** Start of Supplied information **

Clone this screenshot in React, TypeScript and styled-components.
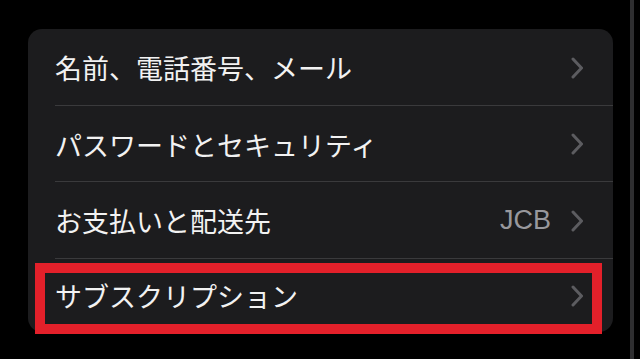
import React from "react";
import styled, { createGlobalStyle } from "styled-components";

const Global = createGlobalStyle`
  html, body { margin: 0; padding: 0; background: #000; }
  body { width: 640px; height: 359px; overflow: hidden; }
`;

const Page = styled.div`
  display: flex;
  align-items: stretch;
  width: 640px;
  height: 359px;
  background: #000;
  box-sizing: border-box;
  padding-left: 28px;
`;

const Card = styled.div`
  align-self: flex-start;
  margin-top: 29px;
  width: 585px;
  height: 303px;
  flex: none;
  background: #1c1c1e;
  border-radius: 14px;
  display: flex;
  flex-direction: column;
`;

const Row = styled.div<{ $h: number; $last?: boolean }>`
  position: relative;
  height: ${(p) => p.$h}px;
  display: flex;
  align-items: center;
  padding-left: 27px;
  padding-right: 30px;
  box-sizing: border-box;
  &::after {
    content: "";
    display: ${(p) => (p.$last ? "none" : "block")};
    position: absolute;
    left: 27px;
    right: 0;
    bottom: 0;
    height: 1px;
    background: #3a3a3c;
  }
`;

const Label = styled.span`
  flex: 1;
  color: #f2f2f2;
  font-family: "Noto Sans CJK JP", "Noto Sans", sans-serif;
  font-size: 27px;
  line-height: 1;
  white-space: nowrap;
`;

const Value = styled.span`
  color: #98989d;
  font-family: "Liberation Sans", Arial, sans-serif;
  font-size: 27px;
  line-height: 1;
  margin-right: 20px;
`;

const Highlight = styled.div`
  position: absolute;
  left: 7px;
  top: 4px;
  right: 11px;
  bottom: -2px;
  border: 10px solid #e3202a;
  box-sizing: border-box;
  pointer-events: none;
`;

const Gutter = styled.div`
  flex: 1;
`;

const EdgeLine = styled.div`
  flex: none;
  width: 4px;
  background: #2e2e30;
  margin-right: 6px;
`;

const Chevron = () => (
  <svg width="12" height="22" viewBox="0 0 12 22" aria-hidden>
    <polyline
      points="2,2 10.5,11 2,20"
      fill="none"
      stroke="#5c5c60"
      strokeWidth="3"
      strokeLinecap="round"
      strokeLinejoin="round"
    />
  </svg>
);

const rows: { label: string; value?: string; h: number; highlight?: boolean }[] = [
  { label: "名前、電話番号、メール", h: 77 },
  { label: "パスワードとセキュリティ", h: 76 },
  { label: "お支払いと配送先", value: "JCB", h: 77 },
  { label: "サブスクリプション", h: 73, highlight: true },
];

export default function App() {
  return (
    <>
      <Global />
      <Page>
        <Card>
          {rows.map((r, i) => (
            <Row key={r.label} $h={r.h} $last={i === rows.length - 1}>
              <Label>{r.label}</Label>
              {r.value && <Value>{r.value}</Value>}
              <Chevron />
              {r.highlight && <Highlight />}
            </Row>
          ))}
        </Card>
        <Gutter />
        <EdgeLine />
      </Page>
    </>
  );
}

** End of Supplied information **

▶ Task prompt: Tally how many lines in the material above hold the word "components". Write only that number.

▶ Correct output: 2